Just to be clear, you said that all of the processing is occurring on the phone?
How do you go about improving the AI in Snips? What's your research program?
That's a very good question, because research is a huge part of our company culture. Essentially, there are two things we do: First, every model has a first trained model offline, that we upload as a base model in the designs. And that base model then has components which learn online based on the everyday user. Think about it as a doubling thing, right? A base model and then a very individual model that gets better as you use the products. The second thing we for the new research initiatives is that we create research programs where people can contribute data to our efforts so that we can experiment on new things. At no point are we actually using data from the product itself, because as I’ve mentioned Snips is private by design. The data that is accessible to us, is the one given by people voluntarily.
When you talk about your company do you talk about the AI or do you focus on the customer problem that you're solving?
AI is a tool that we use to solve user problems. Our real goal is to create interfaces between people and technology that are so smart and integrated that you don't even have to think about them anymore. This is a problem we're solving. Before anything, this is a really a user problem. The AI is just the way we do it right now.
Why do you think there's so much excitement about AI and startups now?
I think the excitement partially comes from the fact that for the first time in history we've got huge amounts of data we can use to train computers. Despite the popular opinion, I personally don't think that there was any kind of technological breakthrough that created this hype about AI. It's all a question of having access to data and newly found ways to process it.
How do you stay up to date on what's happening with AI? Are there any websites that you go to or any authors or academics that you track?
Well for starters, I read your blog. In general, for me, there are two ways to keep up to date on AI news: 1) Follow the more general discussion around it, which is not necessarily something I find to be as impactful, 2) stay in touch with the community and the technologies around AI. There is no particular blog or website that covers it all, but I think it's more of an open discussion that you see on social media that gives you great insights. Sources like Twitter, Hacker News, Reddit and all the new blogs and techniques that are published, I consider as great ways to keep up to date. As a team, we also read every single paper that comes out on that topic, as you can imagine. But if there's one thing I find extremely useful is that internally at Snips, we have weekly meetings where people present new papers or techniques they've been reading about or working on to the entire team.
How do you go about finding AI talent?
As a French company we've been extremely fortunate in terms of talent acquisition.

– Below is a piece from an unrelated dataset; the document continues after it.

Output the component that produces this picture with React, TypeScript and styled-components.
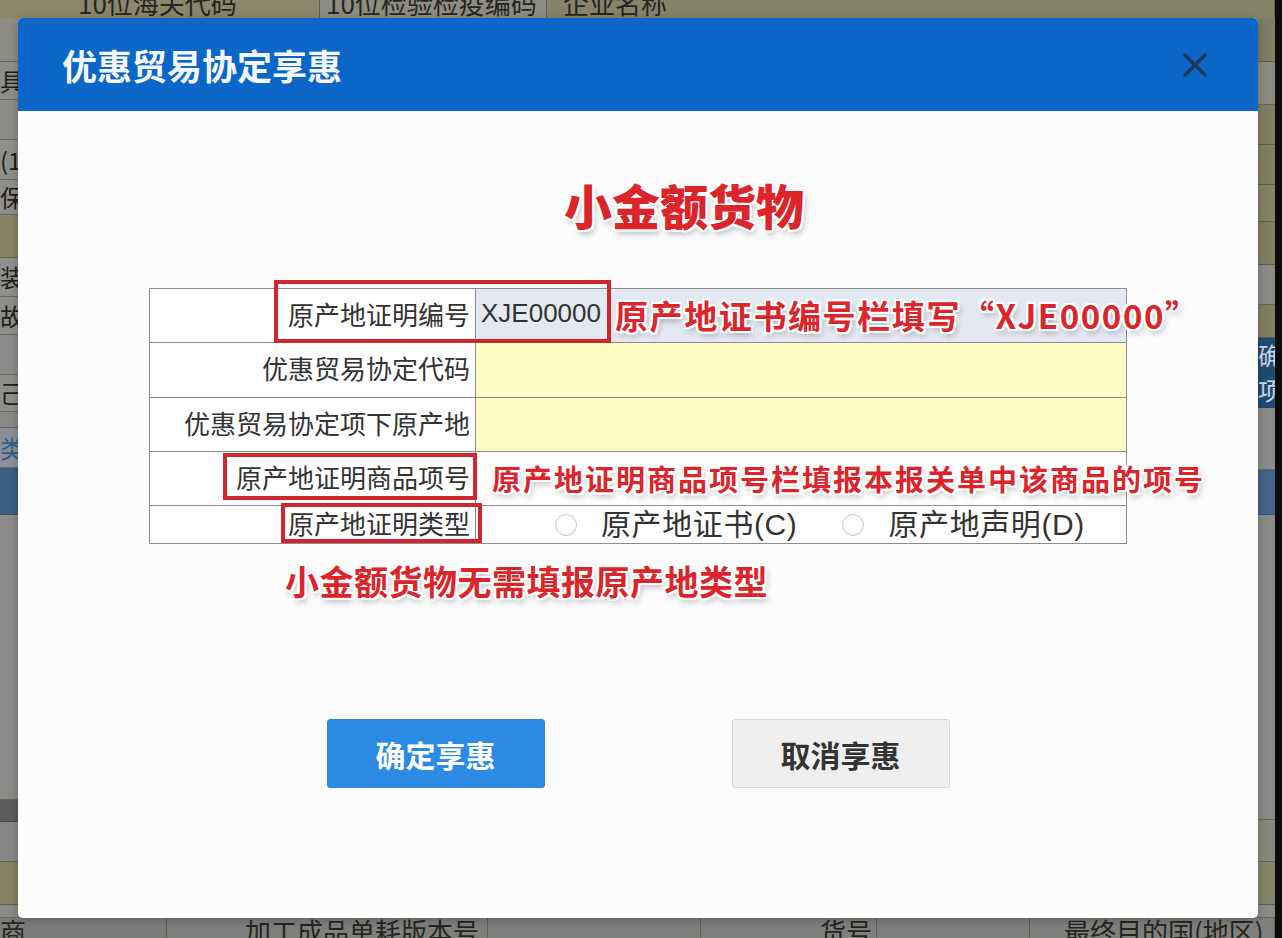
import styled, { createGlobalStyle } from 'styled-components'

type StripItem = { h: number, bg: string, ch?: string, color?: string }

const leftStrip: StripItem[] = [
  { h: 44, bg: '#8d8c84' },
  { h: 38, bg: '#8e8e8a', ch: '具' },
  { h: 40, bg: '#8b8b88' },
  { h: 40, bg: '#8e8e8c', ch: '(1' },
  { h: 35, bg: '#8e8e8c', ch: '保' },
  { h: 43, bg: '#878466' },
  { h: 39, bg: '#8e8e8c', ch: '装' },
  { h: 38, bg: '#8e8e8c', ch: '故' },
  { h: 40, bg: '#8a8a88' },
  { h: 37, bg: '#8e8e8c', ch: '己' },
  { h: 16, bg: '#888886' },
  { h: 40, bg: '#8b9096', ch: '类', color: '#2d5f8c' },
  { h: 47, bg: '#3b5f7f' },
  { h: 285, bg: '#8a8a88' },
  { h: 22, bg: '#5c5c5a' },
  { h: 40, bg: '#878786' },
  { h: 43, bg: '#858263' },
  { h: 13, bg: '#8a8a86' },
]

const rightStrip: StripItem[] = [
  { h: 44, bg: '#7f7e62' },
  { h: 43, bg: '#8a8a82' },
  { h: 40, bg: '#7f7e62' },
  { h: 40, bg: '#7f7e62' },
  { h: 37, bg: '#838266' },
  { h: 43, bg: '#7f7e62' },
  { h: 40, bg: '#8a8a86' },
  { h: 33, bg: '#7f7e62' },
  { h: 34, bg: '#1f4b73', ch: '确', color: '#cfd9e4' },
  { h: 36, bg: '#1f4b73', ch: '项', color: '#cfd9e4' },
  { h: 62, bg: '#8a8a88' },
  { h: 45, bg: '#40648a' },
  { h: 305, bg: '#8a8a88' },
  { h: 42, bg: '#87877f' },
  { h: 43, bg: '#85846c' },
  { h: 13, bg: '#8a8a86' },
]

export default function App(): JSX.Element {
  return (
    <>
      <GlobalStyle />
      <Page>
        <Backdrop>
          <BgRow $h={18} $align='end'>
            <BgCell $w={320} $pad={78} $bg='#8a876b'>10位海关代码</BgCell>
            <BgCell $w={227} $pad={6} $bg='#8e8d84'>10位检验检疫编码</BgCell>
            <BgCell $pad={16} $bg='#85836a'>企业名称</BgCell>
          </BgRow>
          <Middle>
            <Strip $w={18}>
              {leftStrip.map((s, i) => (
                <StripCell key={i} $h={s.h} $bg={s.bg} $color={s.color}>{s.ch}</StripCell>
              ))}
            </Strip>
            <Filler />
            <Strip $w={17}>
              {rightStrip.map((s, i) => (
                <StripCell key={i} $h={s.h} $bg={s.bg} $color={s.color}>{s.ch}</StripCell>
              ))}
            </Strip>
          </Middle>
          <BgRow $h={20} $align='start'>
            <BgCell $w={167} $pad={0} $bg='#7c7c7a'>商</BgCell>
            <BgCell $w={321} $pad={78} $bg='#7f7f7d'>加工成品单耗版本号</BgCell>
            <BgCell $w={213} $pad={0} $bg='#7f7f7d' />
            <BgCell $w={176} $pad={119} $bg='#7f7f7d'>货号</BgCell>
            <BgCell $w={153} $pad={0} $bg='#7f7f7d' />
            <BgCell $pad={34} $bg='#7f7f7d'>最终目的国(地区)</BgCell>
          </BgRow>
        </Backdrop>
        <EdgeShade />

        <Modal>
          <Header>
            <Title>优惠贸易协定享惠</Title>
            <CloseButton aria-label='关闭'>
              <svg width='24' height='24' viewBox='0 0 24 24'>
                <path d='M2 2 L22 22 M22 2 L2 22' stroke='currentColor' strokeWidth='3.5' strokeLinecap='round' />
              </svg>
            </CloseButton>
          </Header>

          <Body>
            <Heading>小金额货物</Heading>

            <TableWrap>
              <FormTable>
                <tbody>
                  <Row $h={54}>
                    <LabelCell>原产地证明编号</LabelCell>
                    <ValueCell $tone='blue'>
                      XJE00000
                      <Note $size={33} $spacing={1.6} $gap={14}>原产地证书编号栏填写“XJE00000”</Note>
                    </ValueCell>
                  </Row>
                  <Row $h={55}>
                    <LabelCell>优惠贸易协定代码</LabelCell>
                    <ValueCell $tone='yellow' />
                  </Row>
                  <Row $h={54}>
                    <LabelCell>优惠贸易协定项下原产地</LabelCell>
                    <ValueCell $tone='yellow' />
                  </Row>
                  <Row $h={54}>
                    <LabelCell>原产地证明商品项号</LabelCell>
                    <ValueCell $tone='plain'>
                      <Note $size={29} $spacing={2} $gap={11}>原产地证明商品项号栏填报本报关单中该商品的项号</Note>
                    </ValueCell>
                  </Row>
                  <Row $h={38}>
                    <LabelCell>原产地证明类型</LabelCell>
                    <ValueCell $tone='plain'>
                      <RadioGroup>
                        <RadioOption>
                          <RadioDot />
                          <RadioText>原产地证书(C)</RadioText>
                        </RadioOption>
                        <RadioOption>
                          <RadioDot />
                          <RadioText>原产地声明(D)</RadioText>
                        </RadioOption>
                      </RadioGroup>
                    </ValueCell>
                  </Row>
                </tbody>
              </FormTable>
              <RedBox $left={125} $top={-8} $w={337} $h={63} />
              <RedBox $left={74} $top={165} $w={254} $h={47} />
              <RedBox $left={132} $top={215} $w={201} $h={40} />
            </TableWrap>

            <Footnote>小金额货物无需填报原产地类型</Footnote>

            <Actions>
              <ActionButton $primary>确定享惠</ActionButton>
              <ActionButton>取消享惠</ActionButton>
            </Actions>
          </Body>
        </Modal>
      </Page>
    </>
  )
}

const GlobalStyle = createGlobalStyle`
  html, body {
    margin: 0;
    padding: 0;
  }
  body {
    width: 1282px;
    height: 938px;
    overflow: hidden;
    font-family: "Noto Sans CJK SC", sans-serif;
  }
`

const Page = styled.div`
  position: relative;
  display: flex;
  width: 1282px;
  height: 938px;
  overflow: hidden;
  background: #0b0b0b;
`

const Backdrop = styled.div`
  flex: 1;
  display: flex;
  flex-direction: column;
  background: #8a8a86;
  overflow: hidden;
`

const EdgeShade = styled.div`
  flex: 0 0 7px;
  background: #0b0b0b;
`

const BgRow = styled.div<{ $h: number, $align: 'start' | 'end' }>`
  display: flex;
  flex: 0 0 ${p => p.$h}px;
  min-height: 0;
  overflow: hidden;
  align-items: ${p => (p.$align === 'end' ? 'flex-end' : 'flex-start')};
`

const BgCell = styled.div<{ $w?: number, $bg: string, $pad: number }>`
  flex: ${p => (p.$w ? `0 0 ${p.$w}px` : '1')};
  align-self: stretch;
  display: flex;
  align-items: inherit;
  padding: 0 0 2px ${p => p.$pad}px;
  box-sizing: border-box;
  background: ${p => p.$bg};
  border-right: 1px solid #5e5e56;
  font-size: 26px;
  line-height: 26px;
  color: #262620;
  white-space: nowrap;
`

const Middle = styled.div`
  flex: 0 0 900px;
  min-height: 0;
  display: flex;
`

const Filler = styled.div`
  flex: 1;
`

const Strip = styled.div<{ $w: number }>`
  flex: 0 0 ${p => p.$w}px;
  display: flex;
  flex-direction: column;
  overflow: hidden;
`

const StripCell = styled.div<{ $h: number, $bg: string, $color?: string }>`
  flex: 0 0 ${p => p.$h}px;
  min-height: 0;
  overflow: hidden;
  box-sizing: border-box;
  display: flex;
  align-items: center;
  background: ${p => p.$bg};
  border-bottom: 1px solid rgba(60, 60, 50, 0.45);
  font-size: 24px;
  line-height: 1;
  color: ${p => p.$color ?? '#1e1e1a'};
  white-space: nowrap;
`

const Modal = styled.div`
  position: absolute;
  top: 18px;
  left: 18px;
  width: 1240px;
  height: 900px;
  display: flex;
  flex-direction: column;
  background: #fcfcfd;
  border-radius: 5px;
  overflow: hidden;
  box-shadow: 0 2px 10px rgba(0, 0, 0, 0.25);
`

const Header = styled.header`
  flex: 0 0 93px;
  display: flex;
  align-items: center;
  justify-content: space-between;
  padding: 0 51px 0 44px;
  background: #0b66c8;
`

const Title = styled.h2`
  margin: 0;
  font-size: 35px;
  font-weight: 700;
  color: #f4f8fc;
`

const CloseButton = styled.button`
  display: flex;
  width: 24px;
  height: 24px;
  padding: 0;
  border: 0;
  background: none;
  color: #1b3658;
`

const Body = styled.div`
  flex: 1;
  display: flex;
  flex-direction: column;
  padding-top: 69px;
`

const redText = `
  font-family: "Noto Sans CJK SC", sans-serif;
  font-weight: 700;
  color: #dc242b;
  white-space: nowrap;
  text-shadow:
    2px 0 0 #fff, -2px 0 0 #fff, 0 2px 0 #fff, 0 -2px 0 #fff,
    2px 2px 0 #fff, -2px -2px 0 #fff, 2px -2px 0 #fff, -2px 2px 0 #fff,
    2px 4px 6px rgba(0, 0, 0, 0.3);
`

const Heading = styled.div`
  ${redText}
  font-size: 48px;
  line-height: 48px;
  font-weight: 900;
  text-align: center;
  padding-left: 92px;
`

const TableWrap = styled.div`
  position: relative;
  width: 978px;
  margin: 60px auto 0;
`

const FormTable = styled.table`
  width: 100%;
  border-collapse: collapse;
  table-layout: fixed;
  font-family: "Liberation Sans", "Noto Sans CJK SC", sans-serif;
  font-size: 26px;
  color: #333;
`

const Row = styled.tr<{ $h: number }>`
  height: ${p => p.$h}px;
`

const LabelCell = styled.td`
  width: 320px;
  padding: 0 5px 0 0;
  border: 1px solid #8c8c8c;
  background: #fefefe;
  text-align: right;
  white-space: nowrap;
  line-height: 1;
`

const ValueCell = styled.td<{ $tone: 'blue' | 'yellow' | 'plain' }>`
  padding: 0 0 0 5px;
  border: 1px solid #8c8c8c;
  background: ${p => (p.$tone === 'blue' ? '#e4e8f0' : p.$tone === 'yellow' ? '#fefdc3' : '#fefefe')};
  white-space: nowrap;
  overflow: visible;
  line-height: 1;
`

const Note = styled.span<{ $size: number, $spacing: number, $gap: number }>`
  ${redText}
  margin-left: ${p => p.$gap}px;
  font-size: ${p => p.$size}px;
  letter-spacing: ${p => p.$spacing}px;
  vertical-align: middle;
`

const RedBox = styled.div<{ $left: number, $top: number, $w: number, $h: number }>`
  position: absolute;
  left: ${p => p.$left}px;
  top: ${p => p.$top}px;
  width: ${p => p.$w}px;
  height: ${p => p.$h}px;
  box-sizing: border-box;
  border: 4px solid #d0262e;
  pointer-events: none;
`

const RadioGroup = styled.div`
  display: flex;
  align-items: center;
  gap: 45px;
  padding-left: 74px;
`

const RadioOption = styled.label`
  display: flex;
  align-items: center;
  gap: 24px;
`

const RadioDot = styled.span`
  flex: 0 0 22px;
  height: 22px;
  box-sizing: border-box;
  border-radius: 50%;
  border: 1px solid #c9c9c9;
  background: radial-gradient(circle at 50% 40%, #ffffff 40%, #eeeeee 100%);
`

const RadioText = styled.span`
  font-size: 30px;
  line-height: 30px;
  letter-spacing: 0.6px;
  color: #333;
`

const Footnote = styled.div`
  ${redText}
  align-self: flex-start;
  margin: 17px 0 0 267px;
  font-size: 34px;
  line-height: 40px;
  letter-spacing: 0.5px;
`

const Actions = styled.div`
  display: flex;
  justify-content: center;
  gap: 187px;
  margin-top: 118px;
`

const ActionButton = styled.button<{ $primary?: boolean }>`
  width: 218px;
  height: 69px;
  border-radius: 3px;
  border: 1px solid ${p => (p.$primary ? '#2a86dd' : '#d9d9d9')};
  background: ${p => (p.$primary ? '#2b8ae3' : '#efefef')};
  color: ${p => (p.$primary ? '#fff' : '#333')};
  font-family: "Noto Sans CJK SC", sans-serif;
  font-size: 30px;
  font-weight: 700;
`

The number of applicants we get daily is simply unbelievable for a company of our size. When we hire, we normally look for three things in particular: 1) The first and the most important factor is the cultural fit. If you're going to be working with our the team, you need to be one hundred percent convinced that what you're doing is what you want to be doing. You need to feel strongly about the vision of making technology disappear.
The second thing we're looking for are the people who have experience in applying theoretical techniques to real products. So, if you've never actually built a product using AI, if you've only done the Coursera class and you've never build anything practical with that knowledge, it's probably not going to work. Making a product with AI that works is so much harder than just running a couple of examples to get something training. We're looking for people who have experience in working on real product.
And Finally, we are looking for candidates who have curiosity and drive to constantly learn new techniques and to be autonomous when deciding how to apply those techniques. We don't want people to just do whatever we're telling them to. We want people who are able to inspire other team members to learn new techniques because they're just so passionate about it themselves.
So, whether you come from a mathematical or a pure science background, it doesn't matter, as long as you have those three qualities.
Make a prediction about where Snips will be five years from now.
We want to embed Snips in every single connected device on the planet to make them really intelligent. The intelligence of a device should be a consequence of plugging Snips and your device together and analyzing how the user uses this device on a daily basis. For example, if you use your thermostat every day at six pm, and set it to specific temperature, then Snips should learn that and automatically take care of that for you. AI’s capabilities will far outweigh the friction of connected devices and at that point when this happens, the perception of the friction of connected devices that we have as humans will gradually fade away until the point where it completely disappears.